“A number of factors inform this range of estimates,” Vaughan said. “A key one is particle size: the smaller the particle size the less mass of sulfur is needed, but if the particles are too small they can ‘glob’ together and fall out of the stratosphere quicker.” Injections would have to be replenished every two to three years.
Earlier this year, Vaughan published a paper with UEA colleague Tim Lenton in the journal Atmospheric Chemistry and Physics Discussions, comparing different schemes to cool the Earth. They concluded that stratospheric aerosols had by far the greatest potential to combat warming in the timescale to 2050, given their relatively low cost and high efficiency.
But they also raised several concerns. Aside from unpredictable changes in the amount and pattern of global rainfall, stratospheric aerosols would slow the recovery of the ozone layer.
Perhaps the biggest issue, however, is that this kind of “solar radiation management” does not do anything to tackle the culprit behind global warming: carbon dioxide. Such techniques — other proposals include throwing salt water into the air to enhance cloud cover and painting roofs white to reflect away sunlight — mask the core problem rather than permanently dealing with it. And they would need to be in place for ever.
“As soon as you stop any type of solar radiation management, the rate of warming is extremely fast — the system readjusts,” says Vaughan. “Rather than having steady warming as our carbon dioxide levels go up, if you bring the intervention in so the world cools, and then stop it 20 years down the line, you get a rapid warming back up to the level that it would have been if you’d never had that intervention.”
So, as well as solar radiation management, geo-engineers would need to come up with ways of removing carbon dioxide from the atmosphere. There are good ideas for how to do this. Some suggest stimulating algae in the oceans could sequester large amounts of carbon dioxide, while Klaus Lackner at Columbia University wants to build huge “artificial trees” to directly suck carbon dioxide from the air. But all are complex to engineer.

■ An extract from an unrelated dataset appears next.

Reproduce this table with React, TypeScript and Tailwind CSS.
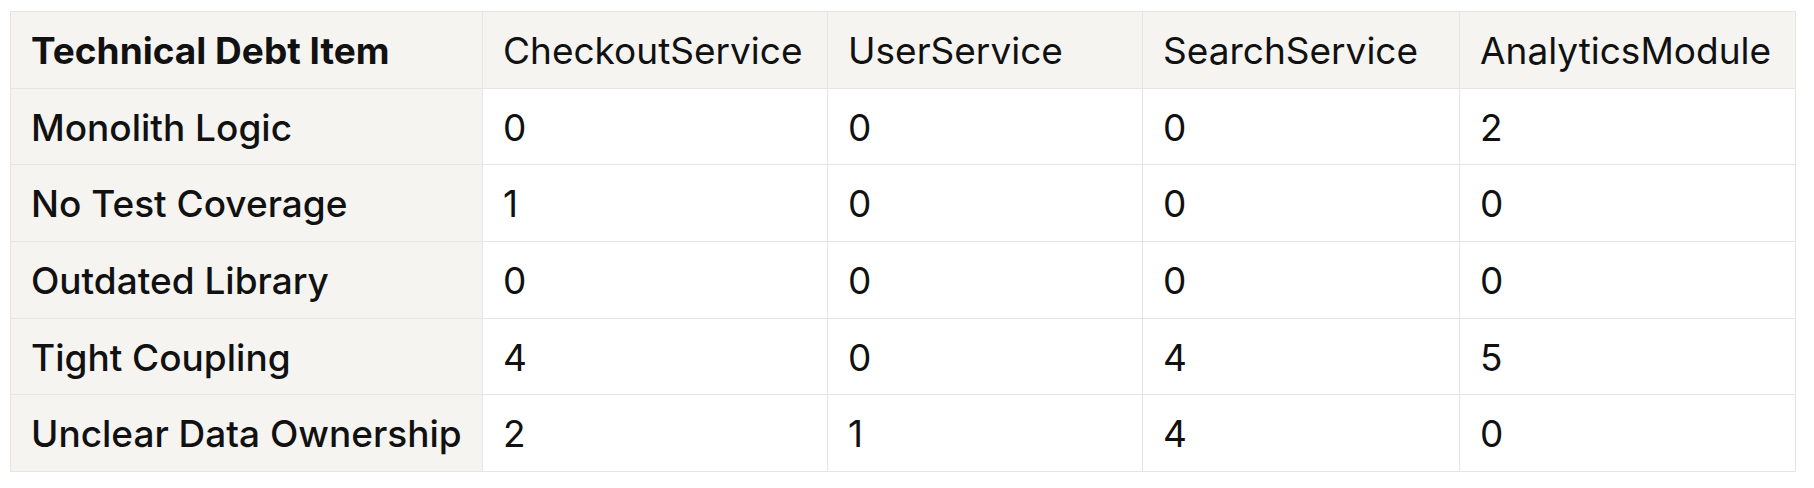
import React from 'react'

const columns = ['CheckoutService', 'UserService', 'SearchService', 'AnalyticsModule']

const rows: { item: string; values: number[] }[] = [
  { item: 'Monolith Logic', values: [0, 0, 0, 2] },
  { item: 'No Test Coverage', values: [1, 0, 0, 0] },
  { item: 'Outdated Library', values: [0, 0, 0, 0] },
  { item: 'Tight Coupling', values: [4, 0, 4, 5] },
  { item: 'Unclear Data Ownership', values: [2, 1, 4, 0] },
]

const widths = ['w-[472px]', 'w-[345px]', 'w-[315px]', 'w-[317px]', 'w-[336px]']

const App = () => {
  return (
    <div
      className="min-h-screen bg-white pl-[10px] pt-[11px] text-[#111111]"
      style={{ fontFamily: 'Inter, "Noto Sans", sans-serif' }}
    >
      <table className="table-fixed border-collapse whitespace-nowrap text-[37px] leading-[43.67px]">
        <thead>
          <tr className="bg-[#f5f4f1]">
            <th
              className={`${widths[0]} border border-[#e6e5e3] px-5 pt-[17px] pb-[15px] text-left font-bold`}
            >
              Technical Debt Item
            </th>
            {columns.map((col, i) => (
              <th
                key={col}
                className={`${widths[i + 1]} border border-[#e6e5e3] px-5 pt-[17px] pb-[15px] text-left font-normal`}
              >
                {col}
              </th>
            ))}
          </tr>
        </thead>
        <tbody>
          {rows.map((row) => (
            <tr key={row.item}>
              <td className="border border-[#e6e5e3] bg-[#f5f4f1] px-5 pt-[17px] pb-[15px] font-medium">
                {row.item}
              </td>
              {row.values.map((v, i) => (
                <td key={i} className="border border-[#e6e5e3] bg-white px-5 pt-[17px] pb-[15px]">
                  {v}
                </td>
              ))}
            </tr>
          ))}
        </tbody>
      </table>
    </div>
  )
}

export default App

Stratospheric aerosols are easier — but making a 29km hose defy gravity still won’t be simple.
“I think they’re going to do it by having 100 balloons lifting it up or something,” says John Loughhead, executive director of the UK Energy Research Centre. “We shouldn’t underestimate how difficult it will be to get that up there.”
“What they put forward as a possible way needs an enormous amount of work to see if it can be done practically,” he said.
Loughhead doesn’t discount the effort but he warns against the temptation to focus attention on just one technology.
“The problem that we face with climate and carbon is of such a scale and in a system of such complexity that to believe anything will be a silver bullet is naive. We need to explore all the possible routes because they will all advantages and disadvantages and we will probably have to apply them all in some way ultimately to get to where we want to be,” he said.